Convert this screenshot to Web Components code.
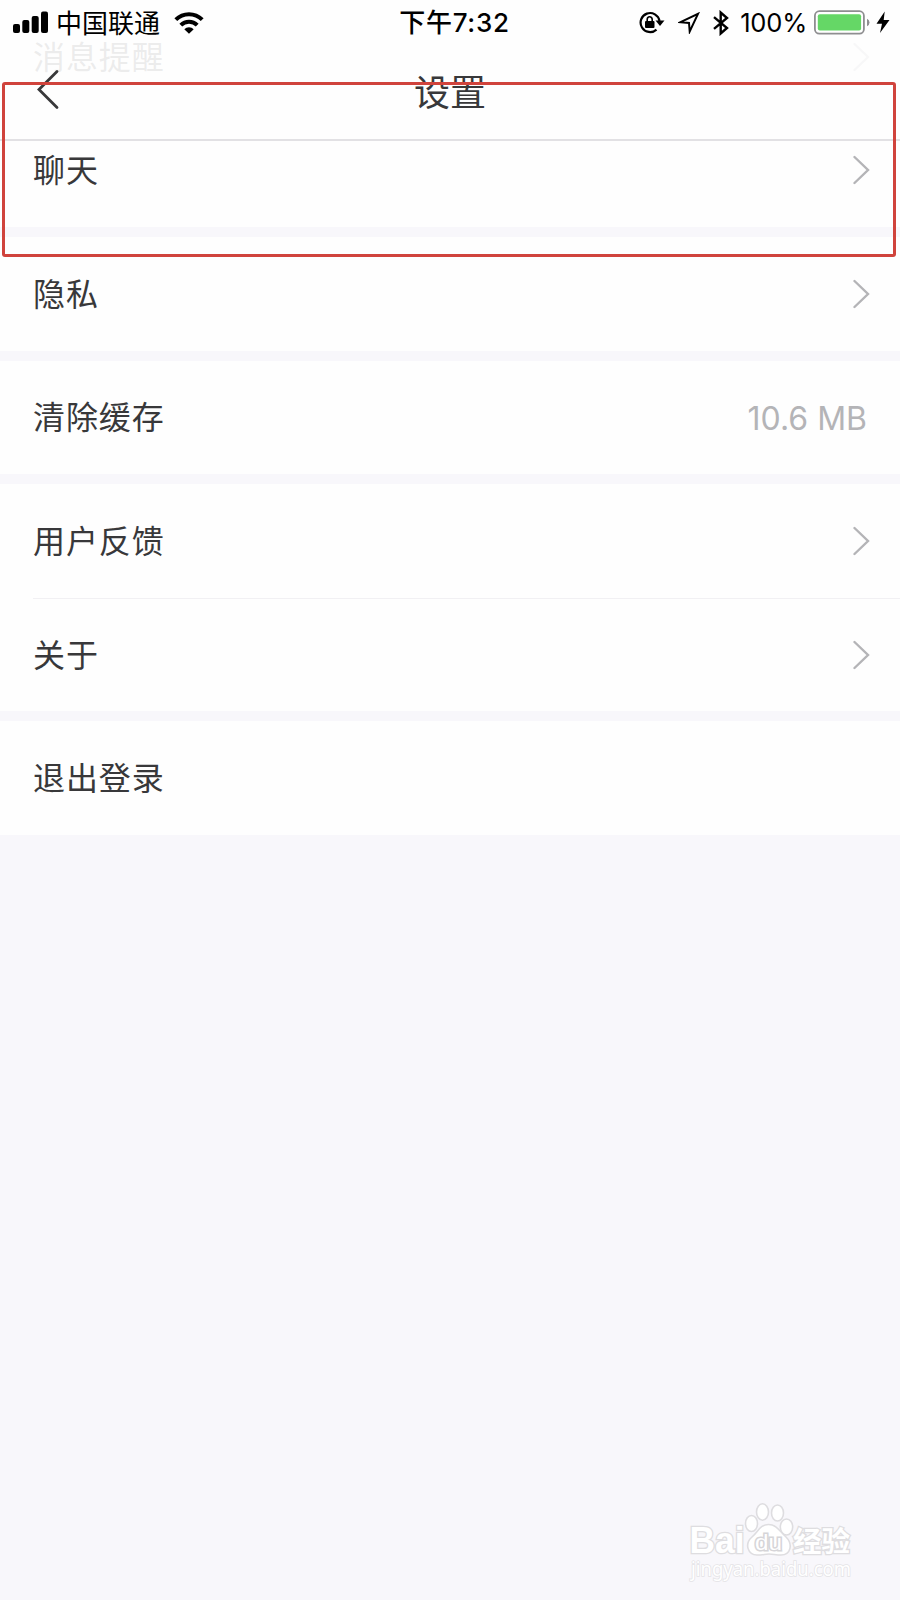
<!DOCTYPE html>
<html lang="zh-CN">
<head>
<meta charset="UTF-8">
<meta name="viewport" content="width=device-width, initial-scale=1.0">
<title>设置</title>
<style>
  body {
    margin: 0;
    background: #f8f7fb;
    font-family: Inter, "Noto Sans CJK SC", sans-serif;
    color: #38383a;
  }
</style>
</head>
<body>
<settings-page>
  <status-bar slot="header" carrier="中国联通" time="下午7:32" battery="100%"></status-bar>
  <nav-bar slot="header">设置</nav-bar>

  <settings-group>
    <settings-row arrow>消息提醒</settings-row>
    <settings-row arrow>聊天</settings-row>
  </settings-group>
  <settings-group>
    <settings-row arrow>隐私</settings-row>
  </settings-group>
  <settings-group>
    <settings-row>清除缓存<span slot="value">10.6 MB</span></settings-row>
  </settings-group>
  <settings-group>
    <settings-row arrow>用户反馈</settings-row>
    <settings-row arrow divider>关于</settings-row>
  </settings-group>
  <settings-group>
    <settings-row>退出登录</settings-row>
  </settings-group>

  <highlight-box slot="overlay"></highlight-box>
  <site-watermark slot="overlay"></site-watermark>
</settings-page>

<script>
class SettingsPage extends HTMLElement {
  connectedCallback() {
    this.attachShadow({ mode: 'open' });
    this.shadowRoot.innerHTML = `
      <style>
        :host {
          display: block;
          position: relative;
          height: 1600px;
          overflow: hidden;
        }

        header {
          position: absolute;
          top: 0;
          left: 0;
          right: 0;
          height: 139px;
          background: rgba(254, 254, 254, 0.91);
          border-bottom: 2px solid #e2e1e4;
        }

        main {
          display: flex;
          flex-direction: column;
          gap: 10px;
        }
      </style>

      <main><slot></slot></main>
      <header><slot name="header"></slot></header>
      <slot name="overlay"></slot>
    `;
  }
}

class StatusBar extends HTMLElement {
  connectedCallback() {
    this.attachShadow({ mode: 'open' });
    this.shadowRoot.innerHTML = `
      <style>
        :host {
          display: grid;
          grid-template-columns: 1fr auto 1fr;
          align-items: center;
          height: 45px;
          padding: 0 10px 0 13px;
          color: #000;
          font-size: 26px;
          line-height: 40px;
        }

        .left, .right {
          display: flex;
          align-items: center;
        }

        .right {
          justify-content: flex-end;
        }

        .carrier {
          margin: 0 14px 0 7px;
          padding-top: 2px;
        }

        .time {
          font-weight: 500;
          font-size: 26px;
          letter-spacing: 0.7px;
          padding-left: 6px;
        }

        .battery {
          font-size: 25.5px;
          letter-spacing: -0.2px;
          margin: 0 7px 0 11px;
          padding-top: 1px;
        }

        svg {
          display: block;
          flex: none;
        }
      </style>

      <div class="left">
        <svg width="36" height="24" viewBox="0 0 36 24">
          <rect x="0" y="13" width="7" height="9" rx="2"/>
          <rect x="9.3" y="9" width="7" height="13" rx="2"/>
          <rect x="18.7" y="5" width="7" height="17" rx="2"/>
          <rect x="28" y="0.5" width="7" height="21.5" rx="2"/>
        </svg>
        <span class="carrier">${this.getAttribute('carrier')}</span>
        <svg width="30" height="22" viewBox="0 0 30 22">
          <g fill="none" stroke="#000" stroke-width="4">
            <path d="M1.8 7.6a18.7 18.7 0 0 1 26.4 0"/>
            <path d="M6.8 13.2a11.6 11.6 0 0 1 16.4 0"/>
          </g>
          <path d="M10.3 17.2a6.6 6.6 0 0 1 9.4 0L15 21.8z"/>
        </svg>
      </div>

      <span class="time">${this.getAttribute('time')}</span>

      <div class="right">
        <svg width="26" height="24" viewBox="0 0 26 24">
          <path d="M17.5 18.6A9.5 9.5 0 1 1 20.5 10" fill="none" stroke="#000" stroke-width="2.2"/>
          <path d="M16.5 9.5h9l-4.5 5.5z"/>
          <rect x="6" y="10" width="9.5" height="7" rx="1"/>
          <path d="M8.2 11V8.5a2.5 2.7 0 0 1 5 0V11" fill="none" stroke="#000" stroke-width="1.6"/>
        </svg>
        <svg width="22" height="22" viewBox="0 0 22 22" style="margin-left: 13px">
          <path d="M2.5 10.2L20 1.8L11.7 19.5L11 11z" fill="none" stroke="#000" stroke-width="2"/>
        </svg>
        <svg width="16" height="26" viewBox="0 0 16 26" style="margin-left: 13px">
          <path d="M1 7.2L14 18L7.7 23.5V2.5L14 8L1 18.8" fill="none" stroke="#000" stroke-width="2.4"/>
        </svg>
        <span class="battery">${this.getAttribute('battery')}</span>
        <svg width="57" height="26" viewBox="0 0 57 26">
          <rect x="0.9" y="1.2" width="49" height="22.5" rx="4.5" fill="#fff" stroke="#8e8e90" stroke-width="1.8"/>
          <rect x="3.8" y="4.3" width="43.3" height="16.3" rx="2" fill="#65d766"/>
          <path d="M53 8.8q2.5 1 2.5 3.7t-2.5 3.7z" fill="#8e8e90"/>
        </svg>
        <svg width="14" height="24" viewBox="0 0 14 24" style="margin-left: 5px">
          <path d="M8.7 0.5L0.5 12.7H6L4 22L13.5 9H7.7z"/>
        </svg>
      </div>
    `;
  }
}

class NavBar extends HTMLElement {
  connectedCallback() {
    this.attachShadow({ mode: 'open' });
    this.shadowRoot.innerHTML = `
      <style>
        :host {
          display: grid;
          grid-template-columns: 100px 1fr 100px;
          align-items: center;
          height: 94px;
        }

        svg {
          display: block;
          margin: 0 0 4px 36px;
        }

        .title {
          text-align: center;
          font-size: 36px;
          line-height: 90px;
          padding-top: 1px;
        }
      </style>

      <svg width="26" height="42" viewBox="0 0 26 42">
        <path d="M21 2.5L3 20.5L21 38.5" fill="none" stroke="#38383a" stroke-width="2.8" stroke-linecap="round"/>
      </svg>
      <div class="title"><slot></slot></div>
    `;
  }
}

class SettingsGroup extends HTMLElement {
  connectedCallback() {
    this.attachShadow({ mode: 'open' });
    this.shadowRoot.innerHTML = `
      <style>
        :host {
          display: block;
          background: #fefefe;
        }
      </style>
      <slot></slot>
    `;
  }
}

class SettingsRow extends HTMLElement {
  connectedCallback() {
    const arrow = `
      <svg width="17" height="30" viewBox="0 0 17 30">
        <path d="M1.5 2L15 15L1.5 28" fill="none" stroke="#b4b4b7" stroke-width="2.4" stroke-linecap="round"/>
      </svg>`;

    this.attachShadow({ mode: 'open' });
    this.shadowRoot.innerHTML = `
      <style>
        :host {
          display: block;
          padding-left: 33px;
        }

        .row {
          display: flex;
          align-items: center;
          justify-content: space-between;
          box-sizing: border-box;
          height: 113.5px;
          padding-right: 30px;
          line-height: 48px;
        }

        :host([divider]) .row {
          border-top: 1px solid #f1f0f3;
        }

        .label {
          font-size: 32px;
          letter-spacing: 0.9px;
          padding-top: 2px;
        }

        .value {
          font-size: 32px;
          color: #b4b4b7;
          margin-right: 3px;
          padding-top: 3px;
        }
      </style>

      <div class="row">
        <span class="label"><slot></slot></span>
        ${this.hasAttribute('arrow') ? arrow : '<span class="value"><slot name="value"></slot></span>'}
      </div>
    `;
  }
}

class HighlightBox extends HTMLElement {
  connectedCallback() {
    this.attachShadow({ mode: 'open' });
    this.shadowRoot.innerHTML = `
      <style>
        :host {
          display: block;
          position: absolute;
          left: 2px;
          top: 82px;
          width: 894px;
          height: 175px;
          box-sizing: border-box;
          border: 3px solid #d0433c;
          border-radius: 3px;
        }
      </style>
    `;
  }
}

class SiteWatermark extends HTMLElement {
  connectedCallback() {
    this.attachShadow({ mode: 'open' });
    this.shadowRoot.innerHTML = `
      <style>
        :host {
          display: block;
          position: absolute;
          left: 686px;
          top: 1500px;
        }

        svg {
          display: block;
          overflow: visible;
        }

        text {
          paint-order: stroke;
        }
      </style>

      <svg width="172" height="90" viewBox="0 0 172 90" fill="#fff" stroke="#dedde0" stroke-width="1.6">
        <text x="3.5" y="53" font-family="Liberation Sans" font-weight="bold" font-size="36" textLength="55" lengthAdjust="spacingAndGlyphs" stroke-width="2.6">Bai</text>
        <ellipse cx="65.5" cy="23.5" rx="6" ry="8"/>
        <ellipse cx="76.5" cy="12" rx="6" ry="8.2"/>
        <ellipse cx="91.5" cy="13" rx="6" ry="8"/>
        <ellipse cx="100.5" cy="27" rx="6.2" ry="8"/>
        <path d="M82.5 24.5C74 24.5 72 32 66 37C58 44 62 55 71 55C77 55 79 54 83 54C87 54 90 55 95 55C105 55 107 44 100 37C94 32 91 24.5 82.5 24.5z"/>
        <text x="69" y="50" font-family="Liberation Sans" font-size="22" textLength="27" lengthAdjust="spacingAndGlyphs" stroke="#d6d5d8" stroke-width="3">du</text>
        <text x="107" y="52" font-family="Noto Sans CJK SC, sans-serif" font-weight="bold" font-size="28" textLength="57" lengthAdjust="spacingAndGlyphs" stroke-width="2.6">经验</text>
        <text x="5" y="76" font-family="Noto Sans, sans-serif" font-size="19.5" textLength="160" lengthAdjust="spacingAndGlyphs" stroke="#e4e3e6">jingyan.baidu.com</text>
      </svg>
    `;
  }
}

customElements.define('settings-page', SettingsPage);
customElements.define('status-bar', StatusBar);
customElements.define('nav-bar', NavBar);
customElements.define('settings-group', SettingsGroup);
customElements.define('settings-row', SettingsRow);
customElements.define('highlight-box', HighlightBox);
customElements.define('site-watermark', SiteWatermark);
</script>
</body>
</html>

____

## Task instructions
Take the material above from its first line through the line holding "</settings-page>" and set it down exactly, without the pictures.

## In response
Convert this screenshot to Web Components code.
<!DOCTYPE html>
<html lang="zh-CN">
<head>
<meta charset="UTF-8">
<meta name="viewport" content="width=device-width, initial-scale=1.0">
<title>设置</title>
<style>
  body {
    margin: 0;
    background: #f8f7fb;
    font-family: Inter, "Noto Sans CJK SC", sans-serif;
    color: #38383a;
  }
</style>
</head>
<body>
<settings-page>
  <status-bar slot="header" carrier="中国联通" time="下午7:32" battery="100%"></status-bar>
  <nav-bar slot="header">设置</nav-bar>

  <settings-group>
    <settings-row arrow>消息提醒</settings-row>
    <settings-row arrow>聊天</settings-row>
  </settings-group>
  <settings-group>
    <settings-row arrow>隐私</settings-row>
  </settings-group>
  <settings-group>
    <settings-row>清除缓存<span slot="value">10.6 MB</span></settings-row>
  </settings-group>
  <settings-group>
    <settings-row arrow>用户反馈</settings-row>
    <settings-row arrow divider>关于</settings-row>
  </settings-group>
  <settings-group>
    <settings-row>退出登录</settings-row>
  </settings-group>

  <highlight-box slot="overlay"></highlight-box>
  <site-watermark slot="overlay"></site-watermark>
</settings-page>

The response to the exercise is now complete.